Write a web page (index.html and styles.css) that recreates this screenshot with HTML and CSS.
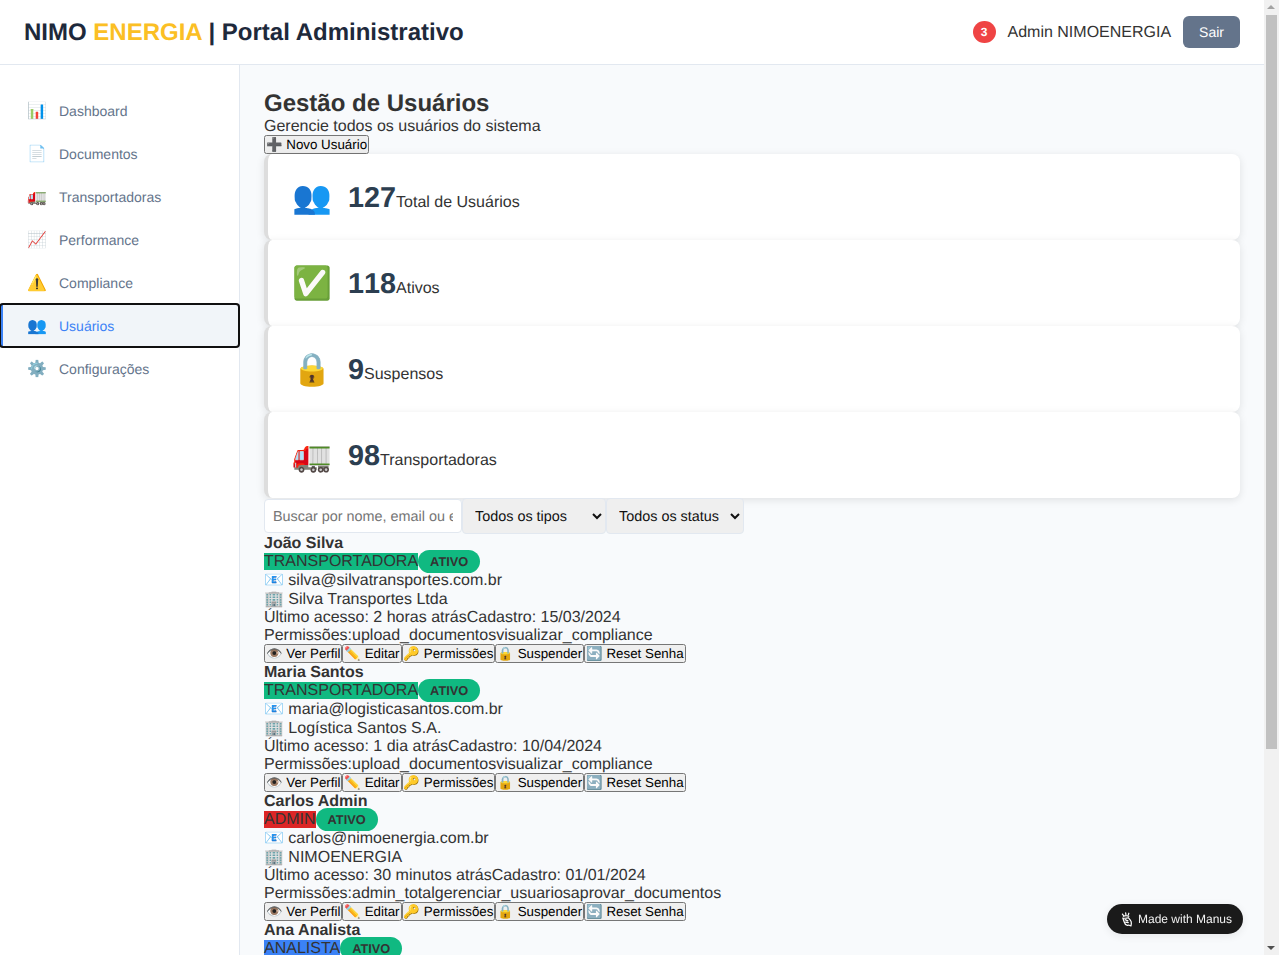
FILE: index.html
```html
<!DOCTYPE html>
<html lang="pt-BR">
<head>
<meta charset="UTF-8" />
<meta name="viewport" content="width=device-width, initial-scale=1" />
<title>Gestão de Usuários - NIMO ENERGIA</title>
<link rel="stylesheet" href="styles.css">
</head>
<body>

<header class="top-bar">
  <h1 class="logo">NIMO <span class="logo-accent">ENERGIA</span> | Portal Administrativo</h1>
  <div class="user-area">
    <span class="notif-badge">3</span>
    <span class="user-name">Admin NIMOENERGIA</span>
    <button class="btn-logout">Sair</button>
  </div>
</header>

<div class="layout">
  <nav class="sidebar">
    <a class="nav-item" href="#"><span class="nav-icon">📊</span>Dashboard</a>
    <a class="nav-item" href="#"><span class="nav-icon">📄</span>Documentos</a>
    <a class="nav-item" href="#"><span class="nav-icon">🚛</span>Transportadoras</a>
    <a class="nav-item" href="#"><span class="nav-icon">📈</span>Performance</a>
    <a class="nav-item" href="#"><span class="nav-icon">⚠️</span>Compliance</a>
    <a class="nav-item active" href="#"><span class="nav-icon">👥</span>Usuários</a>
    <a class="nav-item" href="#"><span class="nav-icon">⚙️</span>Configurações</a>
  </nav>

  <main class="content">
    <div class="page-head">
      <h2 class="page-title">Gestão de Usuários</h2>
      <p class="row">Gerencie todos os usuários do sistema</p>
      <button class="btn">➕ Novo Usuário</button>
    </div>

    <section class="stats">
      <div class="stat-card">
        <div class="stat-icon">👥</div>
        <div class="stat-info"><span class="stat-number">127</span><span>Total de Usuários</span></div>
      </div>
      <div class="stat-card">
        <div class="stat-icon">✅</div>
        <div class="stat-info"><span class="stat-number">118</span><span>Ativos</span></div>
      </div>
      <div class="stat-card">
        <div class="stat-icon">🔒</div>
        <div class="stat-info"><span class="stat-number">9</span><span>Suspensos</span></div>
      </div>
      <div class="stat-card">
        <div class="stat-icon">🚛</div>
        <div class="stat-info"><span class="stat-number">98</span><span>Transportadoras</span></div>
      </div>
    </section>

    <section class="filters">
      <input class="search-input" type="text" placeholder="Buscar por nome, email ou empresa..." />
      <select class="filter-select">
        <option>Todos os tipos</option>
        <option>Transportadoras</option>
        <option>Administradores</option>
        <option>Analistas</option>
      </select>
      <select class="filter-select">
        <option>Todos os status</option>
        <option>Ativo</option>
        <option>Suspenso</option>
      </select>
    </section>

    <section class="users">
      <article>
        <h3 class="user-title row">João Silva</h3>
        <div class="row"><span class="role role-transp">TRANSPORTADORA</span><span class="status">ATIVO</span></div>
        <div class="row row-icon">📧 silva@silvatransportes.com.br</div>
        <div class="row row-icon">🏢 Silva Transportes Ltda</div>
        <div class="row"><span>Último acesso: 2 horas atrás</span><span>Cadastro: 15/03/2024</span></div>
        <div class="row"><span>Permissões:</span><span>upload_documentos</span><span>visualizar_compliance</span></div>
        <div class="actions"><button class="btn">👁️ Ver Perfil</button><button class="btn">✏️ Editar</button><button class="btn">🔑 Permissões</button><button class="btn">🔒 Suspender</button><button class="btn">🔄 Reset Senha</button></div>
      </article>
      <article>
        <h3 class="user-title row">Maria Santos</h3>
        <div class="row"><span class="role role-transp">TRANSPORTADORA</span><span class="status">ATIVO</span></div>
        <div class="row row-icon">📧 maria@logisticasantos.com.br</div>
        <div class="row row-icon">🏢 Logística Santos S.A.</div>
        <div class="row"><span>Último acesso: 1 dia atrás</span><span>Cadastro: 10/04/2024</span></div>
        <div class="row"><span>Permissões:</span><span>upload_documentos</span><span>visualizar_compliance</span></div>
        <div class="actions"><button class="btn">👁️ Ver Perfil</button><button class="btn">✏️ Editar</button><button class="btn">🔑 Permissões</button><button class="btn">🔒 Suspender</button><button class="btn">🔄 Reset Senha</button></div>
      </article>
      <article>
        <h3 class="user-title row">Carlos Admin</h3>
        <div class="row"><span class="role role-admin">ADMIN</span><span class="status">ATIVO</span></div>
        <div class="row row-icon">📧 carlos@nimoenergia.com.br</div>
        <div class="row row-icon">🏢 NIMOENERGIA</div>
        <div class="row"><span>Último acesso: 30 minutos atrás</span><span>Cadastro: 01/01/2024</span></div>
        <div class="row"><span>Permissões:</span><span>admin_total</span><span>gerenciar_usuarios</span><span>aprovar_documentos</span></div>
        <div class="actions"><button class="btn">👁️ Ver Perfil</button><button class="btn">✏️ Editar</button><button class="btn">🔑 Permissões</button><button class="btn">🔒 Suspender</button><button class="btn">🔄 Reset Senha</button></div>
      </article>
      <article>
        <h3 class="user-title row">Ana Analista</h3>
        <div class="row"><span class="role role-analista">ANALISTA</span><span class="status">ATIVO</span></div>
        <div class="row row-icon">📧 ana@nimoenergia.com.br</div>
        <div class="row row-icon">🏢 NIMOENERGIA</div>
        <div class="row"><span>Último acesso: 1 hora atrás</span><span>Cadastro: 15/02/2024</span></div>
        <div class="row"><span>Permissões:</span><span>aprovar_documentos</span><span>visualizar_compliance</span></div>
        <div class="actions"><button class="btn">👁️ Ver Perfil</button><button class="btn">✏️ Editar</button><button class="btn">🔑 Permissões</button><button class="btn">🔒 Suspender</button><button class="btn">🔄 Reset Senha</button></div>
      </article>
      <article>
        <h3 class="user-title row">Pedro Costa</h3>
        <div class="row"><span class="role role-transp">TRANSPORTADORA</span><span class="status">ATIVO</span></div>
        <div class="row row-icon">📧 pedro@costalog.com.br</div>
        <div class="row row-icon">🏢 Costa Logística</div>
        <div class="row"><span>Último acesso: 3 dias atrás</span><span>Cadastro: 20/05/2024</span></div>
        <div class="row"><span>Permissões:</span><span>upload_documentos</span></div>
        <div class="actions"><button class="btn">👁️ Ver Perfil</button><button class="btn">✏️ Editar</button><button class="btn">🔑 Permissões</button><button class="btn">🔒 Suspender</button><button class="btn">🔄 Reset Senha</button></div>
      </article>
    </section>
  </main>
</div>

<div class="manus-badge">
  <svg class="manus-icon" viewBox="0 0 16 16" fill="none" stroke="#fff" stroke-width="1.3" stroke-linecap="round" stroke-linejoin="round">
    <path d="M2.6 2.2l1 1.4M6 .9l.3 1.8M9.4 1.3l-.5 1.6M3.6 4.6c1.8-.9 4-.9 5.8 0"/>
    <path d="M3 6.4c1.8.4 4 .3 5.8-.3l2 2.4c1 1.2 1.5 2.3 1.3 3.6l-.4 2.8-2.5-1-1.3.3C6.4 13.8 4.8 12.2 4.4 10.4L3 6.4z"/>
    <path d="M5.4 8.2l3 1.2M6 10.8l2.8.6"/>
  </svg>
  Made with Manus
</div>

<div class="scroll-rail">
  <span class="scroll-arrow arrow-up"></span>
  <div class="scroll-track"><div class="scroll-thumb"></div></div>
  <span class="scroll-arrow arrow-down"></span>
</div>

</body>
</html>
```

FILE: styles.css
```css
* {
  margin: 0;
  padding: 0;
  box-sizing: border-box;
}
body {
  font-family: 'Liberation Sans', Arial, sans-serif;
  background: #f8fafc;
  color: #333;
  padding-right: 15px;
  text-rendering: geometricPrecision;
}
button, input, select {
  text-rendering: geometricPrecision;
}
.top-bar {
  background: white;
  border-bottom: 1px solid #e2e8f0;
  padding: 16px 24px;
  height: 65px;
  display: flex;
  justify-content: space-between;
  align-items: center;
}
.logo {
  font-size: 24px;
  line-height: 28px;
  padding-top: 1px;
  font-weight: 700;
  color: #1e293b;
}
.logo-accent {
  color: #fbbf24;
}
.user-area {
  display: flex;
  align-items: center;
  gap: 12px;
}
.notif-badge {
  background: #ef4444;
  color: white;
  font-size: 12px;
  font-weight: 700;
  padding: 4px 8px;
  border-radius: 50%;
}
.user-name {
  padding-top: 1px;
}
.btn-logout {
  background: #64748b;
  color: white;
  border: none;
  border-radius: 6px;
  padding: 8px 16px;
  font-size: 14px;
  font-family: inherit;
  height: 32px;
}
.layout {
  display: flex;
}
.sidebar {
  width: 240px;
  flex-shrink: 0;
  background: white;
  border-right: 1px solid #e2e8f0;
  padding-top: 24px;
}
.nav-item {
  display: flex;
  align-items: center;
  height: 43px;
  padding-left: 24px;
  border-left: 3px solid transparent;
  color: #64748b;
  font-size: 14px;
  text-decoration: none;
}
.nav-icon {
  width: 20px;
  margin-right: 12px;
  font-size: 16px;
  text-align: center;
}
.nav-item.active {
  background: #f1f5f9;
  color: #3b82f6;
  border-left-color: #3b82f6;
  border-radius: 3px;
  outline: 2px solid #101010;
  outline-offset: -1px;
}
.content {
  flex: 1;
  min-width: 0;
  padding: 24px;
}
.page-title {
  font-size: 24px;
  height: 28px;
  line-height: 30px;
  font-weight: 700;
}
.row {
  height: 18px;
  line-height: 20px;
}
.row-icon {
  height: 19px;
  line-height: 21px;
}
.btn {
  display: block;
  height: 19px;
}
.actions {
  display: flex;
  height: 19px;
}
.stat-card {
  height: 86px;
  background: white;
  border-left: 4px solid #ddd;
  border-radius: 8px;
  box-shadow: 0 2px 8px rgba(0, 0, 0, 0.1);
  padding: 24px;
  display: flex;
  align-items: center;
  gap: 16px;
}
.stat-icon {
  font-size: 32px;
  width: 40px;
  text-align: center;
}
.stat-info {
  padding-top: 2px;
}
.stat-number {
  font-size: 28.8px;
  font-weight: 700;
  color: #2c3e50;
  font-kerning: none;
}
.filters {
  display: flex;
  align-items: center;
  height: 36px;
}
.search-input {
  width: 198px;
  padding: 9px 8px 7px;
  border: 1px solid #e2e8f0;
  border-radius: 4px;
  font-size: 14.4px;
  font-family: inherit;
  background: white;
}
.filter-select {
  padding: 9px 8px 7px;
  border: 1px solid #e2e8f0;
  border-radius: 4px;
  font-size: 14.4px;
  font-family: inherit;
  background: #efefef;
  color: #111;
}
.user-title {
  font-size: 16px;
  font-weight: 700;
}
.role {
  font-size: 16px;
}
.role-transp {
  background: #10b981;
}
.role-admin {
  background: #dc2626;
}
.role-analista {
  background: #3b82f6;
}
.status {
  background: #10b981;
  font-size: 12.8px;
  font-weight: 700;
  padding: 4px 12px;
  border-radius: 12px;
}
.manus-badge {
  position: fixed;
  right: 36px;
  bottom: 21px;
  height: 30px;
  width: 136px;
  padding-left: 13px;
  background: #1a1a1a;
  color: #f2f2f2;
  border-radius: 15px;
  font-size: 12px;
  display: flex;
  align-items: center;
  gap: 3px;
  box-shadow: 0 2px 8px rgba(0, 0, 0, 0.08);
}
.manus-icon {
  width: 15px;
  height: 15px;
}
.scroll-rail {
  position: fixed;
  top: 0;
  right: 0;
  bottom: 0;
  width: 15px;
  background: #f1f1f1;
  display: flex;
  flex-direction: column;
}
.scroll-arrow {
  height: 15px;
  position: relative;
}
.scroll-arrow::after {
  content: "";
  position: absolute;
  left: 3px;
  border-left: 4px solid transparent;
  border-right: 4px solid transparent;
}
.arrow-up::after {
  top: 5px;
  border-bottom: 4px solid #a3a3a3;
}
.arrow-down::after {
  top: 6px;
  border-top: 4px solid #505050;
}
.scroll-track {
  flex: 1;
  padding: 0 2px;
}
.scroll-thumb {
  height: 734px;
  background: #c1c1c1;
}
```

::::::

**EXERCISE GOAL:** Collect each line containing the string "styles".

**SOLUTION FOR THIS TASK:**
Write a web page (index.html and styles.css) that recreates this screenshot with HTML and CSS.
<link rel="stylesheet" href="styles.css">
FILE: styles.css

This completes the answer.